7. A New Understanding of “Core” in the Age of AI
As global capital competes aggressively for stabilized, AI-ready assets in Tier 1 markets, pricing continues to reflect not inflation - but the scarcity of predictable, long-duration digital cash flows. Joe believes the definition of “core” itself is evolving. Future core assets will be those that are liquid-ready, density-flexible, and able to accommodate multiple generational shifts in computing.
SC Zeus builds this philosophy into every campus. Its Osaka development, for instance, is being positioned as one of the most strategic AI-ready assets in central Osaka — a natural fit for global REITs, sovereign funds, and long-horizon institutional investors.
Joe says the defining feature of next-generation data centers is not just what happens inside the building, but how they shape and integrate with the communities around them. “We have moved into an era where data centers are no longer stand-alone buildings,” Gooi says. “They are becoming adaptive ecosystems — living infrastructure at the heart of the AI economy. The winners will be those who can deliver compute and power with the precision of a just-in-time supply chain.”
As the conversation concluded, Joe offered three reflections that encapsulate SC Zeus’s vision.

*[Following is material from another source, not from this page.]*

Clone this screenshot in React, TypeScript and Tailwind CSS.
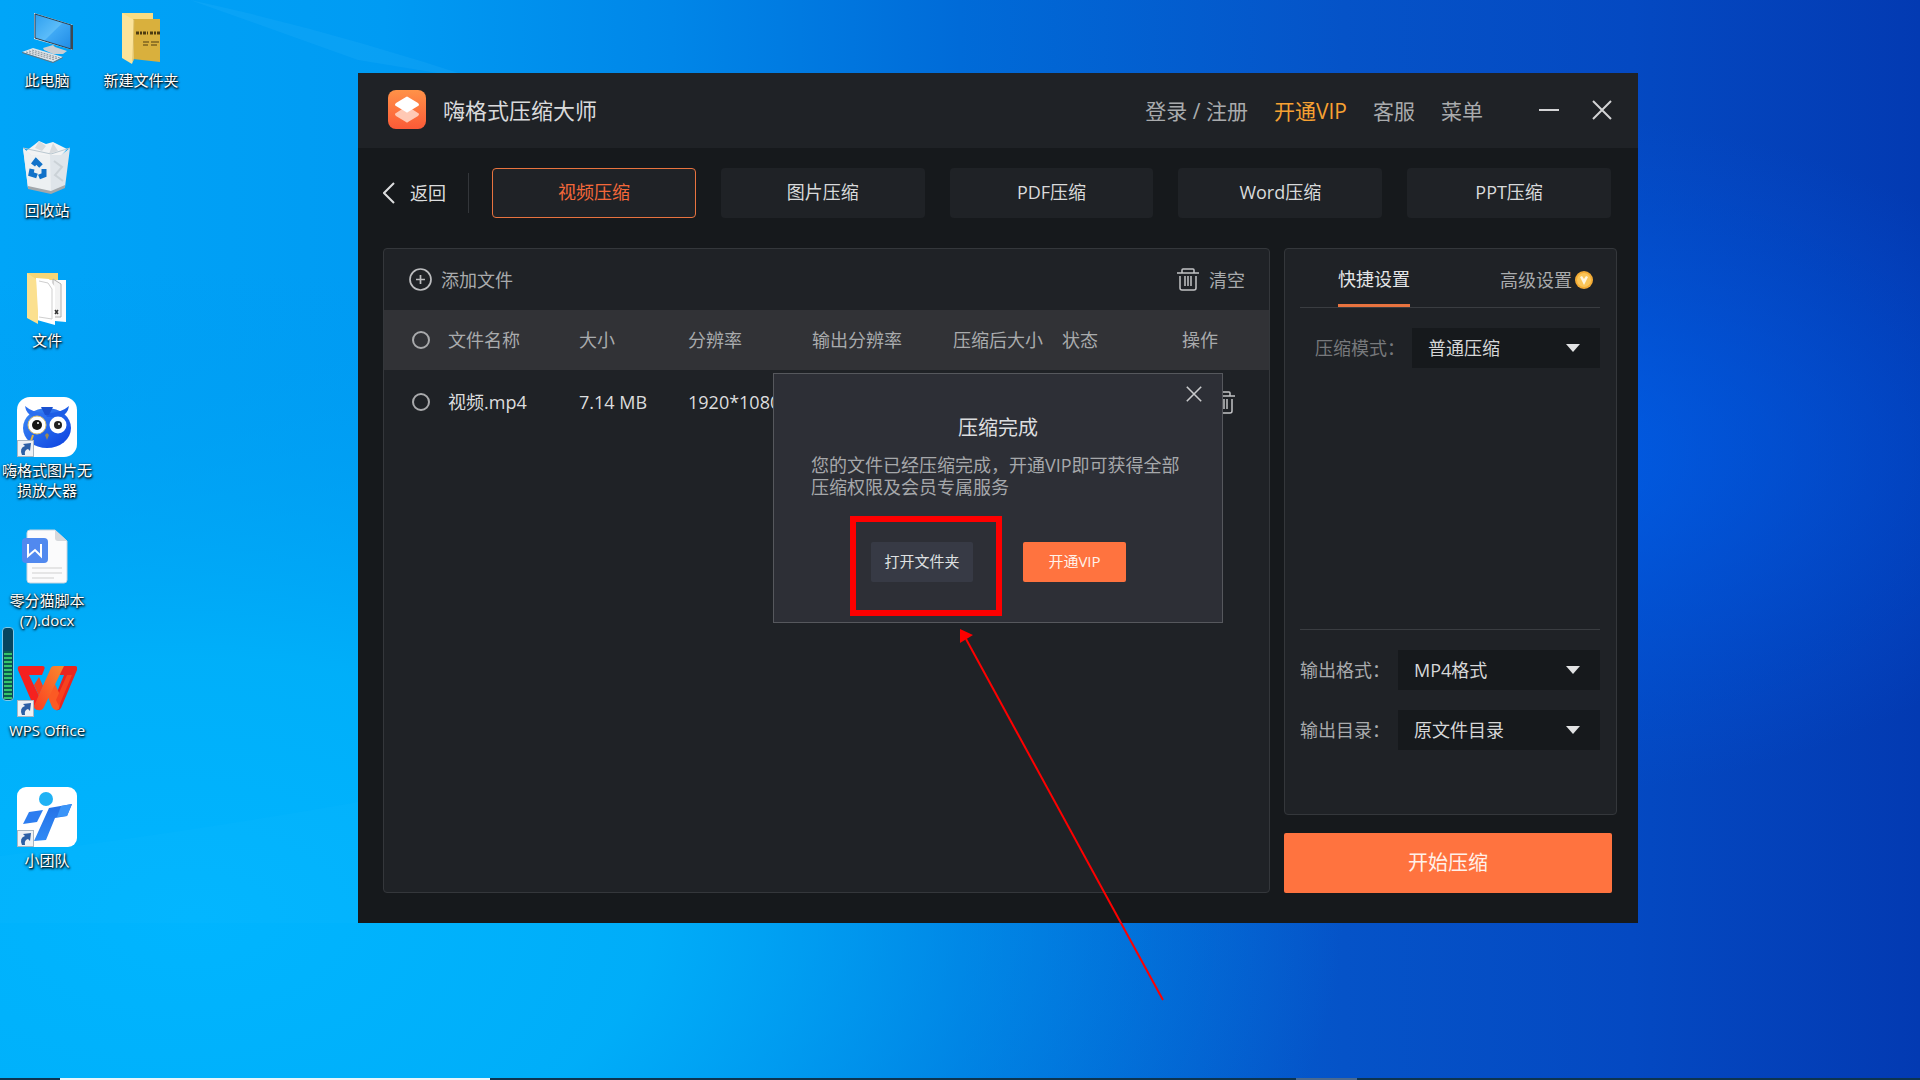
import { useState } from 'react';
import clsx from 'clsx';

interface DesktopItem {
  label: string;
  icon: React.ReactNode;
  shortcut?: boolean;
}

function ComputerIcon() {
  return (
    <svg viewBox="0 0 60 60" className="w-15 h-15" aria-hidden="true">
      <defs>
        <linearGradient id="screen" x1="0" y1="0" x2="1" y2="1">
          <stop offset="0" stopColor="#2d9ff0" />
          <stop offset="0.5" stopColor="#5bbcf9" />
          <stop offset="0.52" stopColor="#3fa9f5" />
          <stop offset="1" stopColor="#1f8be6" />
        </linearGradient>
      </defs>
      <path d="M26 41 L36 38 L38 40 L50 44 L46 47 L36 47 L27 43 Z" fill="#c9ced3" />
      <path d="M17 6 L56 18 V43 L17 32 Z" fill="#e3e8ec" />
      <path d="M18 7 L54 18 V42 L18 31 Z" fill="url(#screen)" stroke="#2c3f50" strokeWidth="1" />
      <path d="M54 18 L56 18 V43 L54 42 Z" fill="#40494f" />
      <path d="M5 45 L16 41 L46 50 L36 55 Z" fill="#dfe4e8" />
      <path d="M5 45 L36 55 L46 50 V51 L36 56 L5 46 Z" fill="#66737d" />
      <path d="M9 45 L38 53 M12 44 L41 52 M15 43 L43 51" stroke="#8b979f" strokeWidth="1" strokeDasharray="2 1" />
    </svg>
  );
}

function YellowFolderIcon() {
  return (
    <svg viewBox="0 0 60 60" className="w-15 h-15" aria-hidden="true">
      <path d="M11 6 H42 V50 H20 Z" fill="#f8dc82" />
      <path d="M22 12 H49 V55 L22 52 Z" fill="#d9b03d" />
      <path d="M11 6 L23 13 V51 L21 57 L11 51 Z" fill="#fbe39a" />
      <path d="M23 13 L22 54" stroke="#d8b95c" strokeWidth="1" />
      <path d="M25 26 H49" stroke="#4c3a10" strokeWidth="3" strokeDasharray="3 1 2 1 3 1 1 2" />
      <path d="M32 35 H38 M40 35 H48 M32 38 H37 M40 38 H46" stroke="#7d6321" strokeWidth="1.5" />
    </svg>
  );
}

function RecycleIcon() {
  return (
    <svg viewBox="0 0 60 60" className="w-15 h-15" aria-hidden="true">
      <path d="M9 14 L17 8 L22 4 L29 7 L36 5 L42 8 L50 12 L43 20 H15 Z" fill="#f2f3f4" />
      <path d="M22 4 L29 9 L25 14 L18 11 Z M36 6 L41 14 L32 17 Z" fill="#d8dbde" />
      <path d="M6 11 L14 18 H44 L53 11 L48 50 L34 56 L11 51 Z" fill="#dfe5ea" />
      <path d="M6 11 L14 18 H33 L34 56 L11 51 Z" fill="#edf0f2" />
      <path d="M6 11 L34 17 L53 11" fill="none" stroke="#b9c7d0" strokeWidth="1" />
      <path d="M11 49 L34 54 L48 48 L48 51 L34 57 L11 52 Z" fill="#a2a7ab" />
      <path d="M37 24 L45 30 L38 38 L46 44" fill="none" stroke="#cbd2d7" strokeWidth="2" />
      <g fill="none" stroke="#1272c9" strokeWidth="5">
        <path d="M16 28 L19 24 L24 29" />
        <path d="M15 32 L14 37 L20 39" />
        <path d="M27 32 L27 38 L22 40" />
      </g>
    </svg>
  );
}

function FilesIcon() {
  return (
    <svg viewBox="0 0 60 60" className="w-15 h-15" aria-hidden="true">
      <path d="M10 6 H41 V48 H20 Z" fill="#f7d675" />
      <path d="M30 13 H49 V55 L38 54 Z" fill="#fbfbfb" />
      <path d="M36 12 V50 H44 V17 Z" fill="#f3f3f3" stroke="#b0b0b0" strokeWidth="1" />
      <path d="M19 11 L32 12 L38 20 V58 L20 53 Z" fill="#ffffff" />
      <path d="M22 14 L31 16 L35 22 V52 L22 50" fill="none" stroke="#cfcfcf" strokeWidth="1" />
      <path d="M38 43 L41 47 M41 43 L38 47" stroke="#333333" strokeWidth="1.5" />
      <path d="M10 6 L19 12 L21 44 V57 L10 51 Z" fill="#fbe08f" />
    </svg>
  );
}

function OwlIcon() {
  return (
    <svg viewBox="0 0 60 60" className="w-15 h-15" aria-hidden="true">
      <defs>
        <linearGradient id="owl" x1="0" y1="0" x2="1" y2="1">
          <stop offset="0" stopColor="#3d8bf5" />
          <stop offset="1" stopColor="#0b3fe0" />
        </linearGradient>
      </defs>
      <rect width="60" height="60" rx="13" fill="#ffffff" />
      <ellipse cx="30" cy="31" rx="24" ry="20" fill="url(#owl)" />
      <path d="M8 9 Q15 15 26 16 Q33 17 30 20 L17 20 Q9 17 8 9 Z" fill="#2c6ff0" />
      <path d="M52 9 Q45 15 34 16 Q27 17 30 20 L43 20 Q51 17 52 9 Z" fill="#1d5de6" />
      <path d="M24 10 H36 L32 18 H28 Z" fill="#1a51cf" />
      <circle cx="20" cy="28" r="9" fill="#ffffff" stroke="#dcc173" strokeWidth="1" />
      <circle cx="41" cy="28" r="8.5" fill="#ffffff" />
      <circle cx="20" cy="28" r="5" fill="#161616" />
      <circle cx="41" cy="28" r="4" fill="#222222" />
      <circle cx="21" cy="26" r="1" fill="#ffffff" />
      <circle cx="42" cy="27" r="1" fill="#ffffff" />
      <path d="M28 38 L30 36 L32 38 L30 43 Z" fill="#9c8955" />
      <path d="M16 38 L14 44" stroke="#e4b23a" strokeWidth="2" />
    </svg>
  );
}

function DocIcon() {
  return (
    <svg viewBox="0 0 60 60" className="w-15 h-15" aria-hidden="true">
      <path d="M13 3 H38 L50 14 V53 Q50 56 47 56 H13 Q10 56 10 53 V6 Q10 3 13 3 Z" fill="#fbfbfc" stroke="#c8d4df" strokeWidth="1" />
      <path d="M38 3 L50 14 H41 Q38 14 38 11 Z" fill="#d5d8dc" />
      <rect x="5" y="11" width="26" height="25" rx="4" fill="#5189ef" />
      <path d="M11 17 V29 L18 23 L24 29 V17" fill="none" stroke="#ffffff" strokeWidth="2" />
      <path d="M15 41 H45 M15 46 H45 M15 51 H37" stroke="#cfcfcf" strokeWidth="1" />
    </svg>
  );
}

function WpsIcon() {
  return (
    <svg viewBox="0 0 60 60" className="w-15 h-15" aria-hidden="true">
      <defs>
        <linearGradient id="wpsOrange" x1="1" y1="0" x2="0" y2="1">
          <stop offset="0" stopColor="#f98a2c" />
          <stop offset="1" stopColor="#fb3d22" />
        </linearGradient>
      </defs>
      {/* left stroke, open triangle inside */}
      <path d="M3 9 H25 Q29 9 27 13 L25 18 L21 18 H12 L22 39 L17 50 L1 13 Q0 9 3 9 Z" fill="#f5211f" />
      <path d="M22 20 L26 29 L22 39 L17 28 Z" fill="#f4411f" />
      {/* right stroke */}
      <path d="M44 9 H58 Q61 9 60 13 L44 51 Q42 54 39 53 L38 40 L47 18 H41 Z" fill="#e9251e" />
      <path d="M37 25 L44 40 L42 52 Q38 55 35 50 L31 40 Z" fill="#fb5a24" />
      <path d="M37 9 H47 L27 50 Q25 54 21 53 Q17 53 17 49 L33 13 Q34 9 37 9 Z" fill="url(#wpsOrange)" />
      <path d="M50 18 L55 18 L42 49 L39 43 Z" fill="#f6421f" />
    </svg>
  );
}

function TeamIcon() {
  return (
    <svg viewBox="0 0 60 60" className="w-15 h-15" aria-hidden="true">
      <defs>
        <linearGradient id="team" x1="0" y1="0" x2="0" y2="1">
          <stop offset="0" stopColor="#2470e6" />
          <stop offset="1" stopColor="#2f8af5" />
        </linearGradient>
      </defs>
      <rect width="60" height="60" rx="9" fill="#ffffff" />
      <ellipse cx="29" cy="12" rx="7" ry="7" fill="#1fb2f5" />
      <path d="M12 25 L26 23 L20 35 L6 37 Z" fill="#2c7df0" />
      <path d="M32 21 L55 17 L50 29 L38 31 L29 53 L17 54 Z" fill="url(#team)" />
      <path d="M44 19 L55 17 L50 29 L40 30 Z" fill="#3a94f8" />
    </svg>
  );
}

function ShortcutBadge() {
  return (
    <svg viewBox="0 0 17 17" className="absolute left-0 bottom-0 w-[17px] h-[17px]" aria-hidden="true">
      <rect x="0.5" y="0.5" width="16" height="16" fill="#eef1f4" stroke="#a9b6c2" />
      <path d="M5 15 Q2 8 8 6 L6 4 L14 3 L13 11 L11 9 Q7 10 8 15 Z" fill="#2c5fa5" />
    </svg>
  );
}

function TrashIcon() {
  return (
    <svg viewBox="0 0 22 23" className="w-[22px] h-[23px]" fill="none" stroke="currentColor" strokeWidth="1.5" aria-hidden="true">
      <path d="M0 5 H22 M5 5 V2 Q5 1 6 1 H16 Q17 1 17 2 V5" />
      <path d="M3 8 V20 Q3 22 5 22 H17 Q19 22 19 20 V8 M8 8 V18 M11 8 V18 M14 8 V18" />
    </svg>
  );
}

function CloseIcon({ className }: { className: string }) {
  return (
    <svg viewBox="0 0 20 20" className={className} fill="none" stroke="currentColor" strokeWidth="2" aria-hidden="true">
      <path d="M1 1 L19 19 M19 1 L1 19" />
    </svg>
  );
}

const COLUMNS: DesktopItem[][] = [
  [
    { label: '此电脑', icon: <ComputerIcon /> },
    { label: '回收站', icon: <RecycleIcon /> },
    { label: '文件', icon: <FilesIcon /> },
    { label: '嗨格式图片无损放大器', icon: <OwlIcon />, shortcut: true },
    { label: '零分猫脚本(7).docx', icon: <DocIcon /> },
    { label: 'WPS Office', icon: <WpsIcon />, shortcut: true },
    { label: '小团队', icon: <TeamIcon />, shortcut: true },
  ],
  [{ label: '新建文件夹', icon: <YellowFolderIcon /> }],
];

const TABS = ['视频压缩', '图片压缩', 'PDF压缩', 'Word压缩', 'PPT压缩'];

const HEADERS = [
  { label: '文件名称', width: 'w-[131px]' },
  { label: '大小', width: 'w-[109px]' },
  { label: '分辨率', width: 'w-[124px]' },
  { label: '输出分辨率', width: 'w-[141px]' },
  { label: '压缩后大小', width: 'w-[109px]' },
  { label: '状态', width: 'w-[120px]' },
  { label: '操作', width: '' },
];

interface SelectProps {
  id: string;
  label: string;
  value: string;
  labelClass: string;
  boxClass: string;
}

function SelectRow({ id, label, value, labelClass, boxClass }: SelectProps) {
  return (
    <div className="flex items-center justify-between">
      <label htmlFor={id} className={clsx('whitespace-nowrap', labelClass)}>{label}</label>
      <div className={clsx('relative', boxClass)}>
        <select
          id={id}
          className="w-full h-10 pl-4 pr-10 appearance-none bg-[#16191c] text-[#d6d7d8] text-lg leading-6 outline-none"
        >
          <option>{value}</option>
        </select>
        <svg viewBox="0 0 14 8" className="absolute right-5 top-4 w-3.5 h-2 pointer-events-none" aria-hidden="true">
          <path d="M0 0 H14 L7 8 Z" fill="#e2e3e4" />
        </svg>
      </div>
    </div>
  );
}

function Checkbox({ label }: { label: string }) {
  return (
    <input
      type="checkbox"
      aria-label={label}
      className="block w-[18px] h-[18px] appearance-none rounded-full border-2 border-[#a9aaac] checked:bg-[#ff733f]"
    />
  );
}

function DoneDialog({ onClose }: { onClose: () => void }) {
  return (
    <div className="absolute inset-0 flex items-center justify-center">
      <div role="dialog" aria-labelledby="done-title" className="relative w-[450px] h-[250px] bg-[#2d2f36] border border-[#56585d]">
        <button onClick={onClose} aria-label="关闭" className="absolute right-5 top-3 text-[#c9cacc]">
          <CloseIcon className="w-4 h-4" />
        </button>
        <h2 id="done-title" className="mt-10 text-center text-xl leading-7 text-[#dcdddf]">压缩完成</h2>
        <p className="mt-3 ml-[37px] mr-8 text-lg leading-[22px] text-[#a6a8ab]">
          您的文件已经压缩完成，开通VIP即可获得全部压缩权限及会员专属服务
        </p>
        <div className="mt-11 ml-[97px] flex gap-[50px] text-[15px] leading-5">
          <button className="w-[102px] h-10 pb-0.5 rounded-xs bg-[#373a45] text-[#dfe0e2]">打开文件夹</button>
          <button className="w-[103px] h-10 pb-0.5 rounded-xs bg-[#ff733f] text-[#fff1ea]">开通VIP</button>
        </div>
        {/* highlight frame round the open-folder button */}
        <div className="absolute left-[76px] top-[142px] w-[152px] h-[100px] border-6 border-[#fe0000] pointer-events-none" />
      </div>
    </div>
  );
}

function AppWindow() {
  const [tab, setTab] = useState(TABS[0]);
  const [dialogOpen, setDialogOpen] = useState(true);

  return (
    <main className="absolute left-[358px] right-[282px] top-[73px] bg-[#16191c]">
      <header className="h-[75px] pb-0.5 pl-[30px] pr-[26px] flex items-center bg-[#1f2226]">
        <svg viewBox="0 0 38 39" className="w-[38px] h-[39px]" aria-hidden="true">
          <defs>
            <linearGradient id="logo" x1="0" y1="0" x2="0" y2="1">
              <stop offset="0" stopColor="#ff9248" />
              <stop offset="1" stopColor="#fb5a37" />
            </linearGradient>
          </defs>
          <rect width="38" height="39" rx="8" fill="url(#logo)" />
          <path d="M8 23 L19 16 L30 23 Q32 24 30 26 L20 32 Q19 33 18 32 L8 26 Q6 24 8 23 Z" fill="#ffc9b5" />
          <path d="M18 7 Q19 6 20 7 L30 13 Q32 15 30 16 L20 22 Q19 23 18 22 L8 16 Q6 15 8 13 Z" fill="#ffffff" />
        </svg>
        <h1 className="ml-[17px] text-[22px] leading-8 text-[#d9dadb]">嗨格式压缩大师</h1>
        <nav className="ml-auto pt-0.5 flex items-center gap-[26px] text-[21px] leading-7 text-[#a9abad]">
          <a href="#login">登录 / 注册</a>
          <a href="#vip" className="text-[#f7a132]">开通VIP</a>
          <a href="#service">客服</a>
          <button>菜单</button>
        </nav>
        <button aria-label="最小化" className="ml-14 w-5 h-5 flex items-center">
          <span className="w-full h-0.5 bg-[#d3d4d5]" />
        </button>
        <button aria-label="关闭窗口" className="ml-[33px] text-[#d3d4d5]">
          <CloseIcon className="w-5 h-5" />
        </button>
      </header>

      <div className="pl-[25px] pr-[21px] pt-5 pb-[30px] text-lg leading-6">
        <div className="flex items-center pr-[6px]">
          <button className="flex items-center gap-[15px] text-[#dcddde]">
            <svg viewBox="0 0 12 22" className="w-3 h-[22px]" fill="none" stroke="currentColor" strokeWidth="2" aria-hidden="true">
              <path d="M11 1 L1 11 L11 21" />
            </svg>
            返回
          </button>
          <div className="ml-[22px] mr-[23px] w-px h-10 bg-[#33363a]" />
          <div className="flex-1 flex gap-[25px]">
            {TABS.map(t => (
              <button
                key={t}
                onClick={() => setTab(t)}
                className={clsx(
                  'flex-1 h-[50px] pb-0.5 rounded-sm border bg-[#1f2226]',
                  tab === t ? 'border-[#e8733f] text-[#f4683a]' : 'border-transparent text-[#d9dadb]',
                )}
              >
                {t}
              </button>
            ))}
          </div>
        </div>

        <div className="mt-[30px] flex gap-[14px]">
          <section className="flex-1 min-w-0 border border-[#34373b] rounded-sm bg-[#1f2226]">
            <div className="h-[61px] pl-[25px] pr-6 flex items-center justify-between text-[#a9abad]">
              <button className="flex items-center gap-[9px]">
                <svg viewBox="0 0 23 23" className="w-[23px] h-[23px]" fill="none" stroke="#bcbdbf" aria-hidden="true">
                  <circle cx="11.5" cy="11.5" r="10.5" strokeWidth="1.7" />
                  <path d="M7 11.5 H16 M11.5 7 V16" strokeWidth="1.7" />
                </svg>
                添加文件
              </button>
              <button className="flex items-center gap-[10px]">
                <span className="text-[#c2c3c5]"><TrashIcon /></span>
                清空
              </button>
            </div>
            <table className="w-full table-fixed text-left">
              <thead>
                <tr className="h-15 bg-[#313236] text-[#a9abad]">
                  <th className="w-16 pl-7"><Checkbox label="全选" /></th>
                  {HEADERS.map(h => (
                    <th key={h.label} className={clsx('font-normal whitespace-nowrap', h.width)}>{h.label}</th>
                  ))}
                </tr>
              </thead>
              <tbody>
                <tr className="h-16 text-[#dcddde]">
                  <td className="pl-7"><Checkbox label="选择 视频.mp4" /></td>
                  <td>视频.mp4</td>
                  <td>7.14 MB</td>
                  <td>1920*1080</td>
                  <td />
                  <td />
                  <td />
                  <td className="pl-[31px]">
                    <button aria-label="删除" className="block text-[#c2c3c5]"><TrashIcon /></button>
                  </td>
                </tr>
              </tbody>
            </table>
          </section>

          <aside className="w-[333px]">
            <div className="h-[567px] pl-[15px] pr-4 flex flex-col border border-[#34373b] rounded-sm bg-[#1f2226] text-[#a9abad]">
              <div className="h-[59px] pl-[38px] pr-[7px] flex items-stretch justify-between border-b border-[#3a3d41]">
                <button className="pt-1 border-b-3 border-[#e8733f] text-[#e4e5e6]">快捷设置</button>
                <button className="pt-1 flex items-center gap-[3px]">
                  高级设置
                  <svg viewBox="0 0 18 18" className="w-[18px] h-[18px]" aria-hidden="true">
                    <circle cx="9" cy="9" r="9" fill="#f3ab35" />
                    <circle cx="9" cy="9" r="7" fill="#fbc558" />
                    <path d="M5 6 L7 5 L9 8 L11 5 L13 6 L9 14 Z" fill="#fff6de" />
                  </svg>
                </button>
              </div>
              <div className="mt-5">
                <SelectRow id="mode" label="压缩模式：" value="普通压缩" labelClass="pl-[15px] text-[#77797c]" boxClass="w-[188px]" />
              </div>
              <div className="mt-auto mb-16 pt-5 flex flex-col gap-5 border-t border-[#3a3d41]">
                <SelectRow id="format" label="输出格式：" value="MP4格式" labelClass="" boxClass="w-[202px]" />
                <SelectRow id="folder" label="输出目录：" value="原文件目录" labelClass="" boxClass="w-[202px]" />
              </div>
            </div>
            <div className="mt-[18px] pr-[5px]">
              <button className="w-full h-15 rounded-xs bg-[#ff733f] text-xl leading-7 text-[#fff1ea]">开始压缩</button>
            </div>
          </aside>
        </div>
      </div>

      {dialogOpen && <DoneDialog onClose={() => setDialogOpen(false)} />}
    </main>
  );
}

function Wallpaper() {
  return (
    <svg viewBox="0 0 1920 1080" preserveAspectRatio="none" className="absolute inset-0 w-full h-full" aria-hidden="true">
      <defs>
        <linearGradient id="sky" x1="0" y1="0" x2="1" y2="0">
          <stop offset="0" stopColor="#00a5f8" />
          <stop offset="0.2" stopColor="#009bf3" />
          <stop offset="0.35" stopColor="#0086e8" />
          <stop offset="0.5" stopColor="#006bd8" />
          <stop offset="0.7" stopColor="#0553c8" />
          <stop offset="0.85" stopColor="#0449c2" />
          <stop offset="1" stopColor="#033ab2" />
        </linearGradient>
        <radialGradient id="glow" cx="0.1" cy="0.85" r="0.6">
          <stop offset="0" stopColor="#00b5ff" />
          <stop offset="0.4" stopColor="#00b1fa" stopOpacity="0.9" />
          <stop offset="1" stopColor="#0098ee" stopOpacity="0" />
        </radialGradient>
        <radialGradient id="light" cx="0.78" cy="0.42" r="0.32">
          <stop offset="0" stopColor="#0062ee" stopOpacity="0.9" />
          <stop offset="1" stopColor="#0054dc" stopOpacity="0" />
        </radialGradient>
      </defs>
      <rect width="1920" height="1080" fill="url(#sky)" />
      <rect width="1920" height="1080" fill="url(#glow)" />
      <rect width="1920" height="1080" fill="url(#light)" />
      <path d="M190 0 Q330 30 480 80 L358 60 Z" fill="#4cc4ff" opacity="0.12" />
      <path d="M0 856 Q200 830 358 802 V923 H0 Z" fill="#18c0ff" opacity="0.12" />
    </svg>
  );
}

export default function App() {
  return (
    <div className="relative h-screen overflow-hidden bg-[#0078d7] font-['Open_Sans','Noto_Sans_CJK_SC',sans-serif]">
      <Wallpaper />

      <div className="relative flex">
        {COLUMNS.map((items, i) => (
          <ul key={i} className="w-[94px] pt-[7px]">
            {items.map(item => (
              <li key={item.label} className="h-[130px] flex flex-col items-center">
                <div className="relative">
                  {item.icon}
                  {item.shortcut && <ShortcutBadge />}
                </div>
                <span className="mt-[3px] px-0.5 text-center text-[15px] leading-5 text-white [text-shadow:1px_1px_2px_#000,0_1px_3px_#000]">
                  {item.label}
                </span>
              </li>
            ))}
          </ul>
        ))}
      </div>

      {/* volume meter on the screen edge */}
      <div className="absolute left-[2px] top-[627px] w-3 h-[74px] p-px flex flex-col justify-end rounded-sm border border-[#7fc9ea] bg-[#07455f]">
        <div className="h-12 bg-[repeating-linear-gradient(0deg,#35c46b_0px,#35c46b_2px,#0a5a50_2px,#0a5a50_4px)]" />
      </div>

      <AppWindow />

      <svg viewBox="0 0 210 375" className="absolute left-[958px] top-[627px] w-[210px] h-[375px] pointer-events-none" aria-hidden="true">
        <path d="M8 12 L205 373" stroke="#fe0000" strokeWidth="2" />
        <path d="M2 2 L15 8 L2 16 Z" fill="#fe0000" />
      </svg>

      {/* auto-hidden taskbar edge */}
      <div className="absolute inset-x-0 bottom-0 h-0.5 flex bg-[#0d3450]">
        <div className="ml-[60px] w-[430px] bg-[#e8f6fc]" />
        <div className="ml-[806px] w-[61px] bg-[#4a6a90]" />
      </div>
    </div>
  );
}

First, the definition of “core” is changing rapidly. Assets must be engineered with flexibility and density evolution at the forefront.
Second, execution — particularly around power, partnerships, and supply chains — is becoming the most decisive differentiator in the sector.
And third, the future belongs to integrated ecosystems that extend beyond the data centre fence line, linking digital infrastructure directly with energy generation, storage, and sustainability pathways.
In a world driven by AI and constrained by power, megawatt dreaming is more than a strategy — it is a blueprint for the digital infrastructure of the next decade.